ST. LOUIS/KANSAS CITY, Mo. — There are no easy tests when it comes to baseball returning to play.

“They want tests, and they want the results of those tests,” Cardinals President of Baseball Operations John Mozeliak said. “That’s the problem at the moment, not being able to deliver those.”

But study time is almost over.

The MLB is scheduled to be the first of the four major American professional sports to make it’s return. The Royals opening on the road in Cleveland and the Cardinals at home against the Pirates.

Both on July 24th.

“We get out there and that is our place to enjoy ourselves, which has been the case for us for many of years,” Cardinals manager Mike Shildt said. “Just to get back to something we love and are familiar with, it feels really good.”

“This isn’t going to get in the way of our thought philosophy of how important it is to stay the course,” Royals manager Mike Matheny said. “This is an opportunity to show the toughness that this group has, so far they have been on point with everything.”

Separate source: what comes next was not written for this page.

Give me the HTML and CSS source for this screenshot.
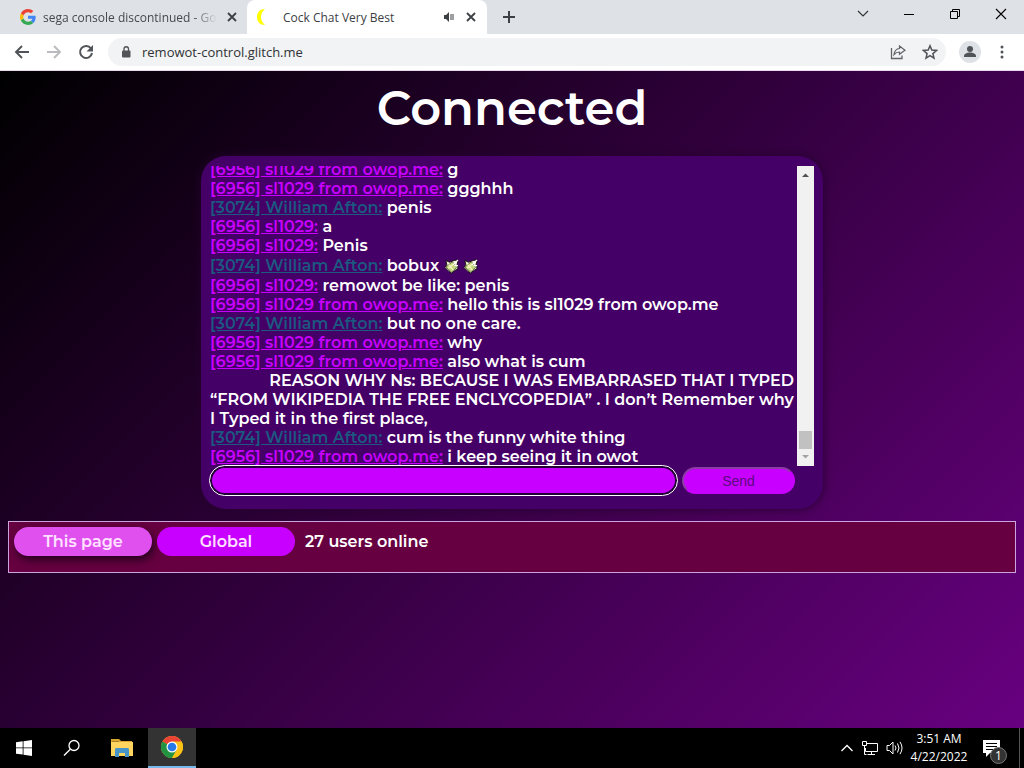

Not everyone will play this summer. Some big names, including David Price of the Dodgers have opted out. As of Tuesday, the Royals and Cardinals remain intact.

“We’ll take every precaution that we can,” Cardinals first baseman Paul Goldschmidt said. “There are going to be risks whether you are playing baseball or not playing baseball, or whatever it’s going to be. For me personally, I just wanted to play.”

“I have an obligation to those guys in there because those guys are my family as well,” Royals Whit Merrifield said. “I have to show up and perform, if I’m not there, I’m putting those guys in jeopardy this year.”

For the season to be played, there is little room for error. The veterans on the clubs spreading the message loud and clear.

“Listen, if we see y’all stepping out of line, we are going to let you know about it really quick,” Cardinals pitcher Adam Wainwright said. “We’re talking about three months, just three months. After that we cant dictate what you do anymore, but for three months we need everyone to be good soldiers.”

Whatever it takes to make sure the first pitch is thrown in late July.

“They are ready for a hot summer Sunday, a hot dog and a beer and to watch a baseball game,” Cardinals pitcher Miles Mikolas. “If that has to be from the comfort of your home this year, then that is just the way it is. Being able to escape for just a minute and watch some of your favorite ballplayers, I think that’s a big deal.”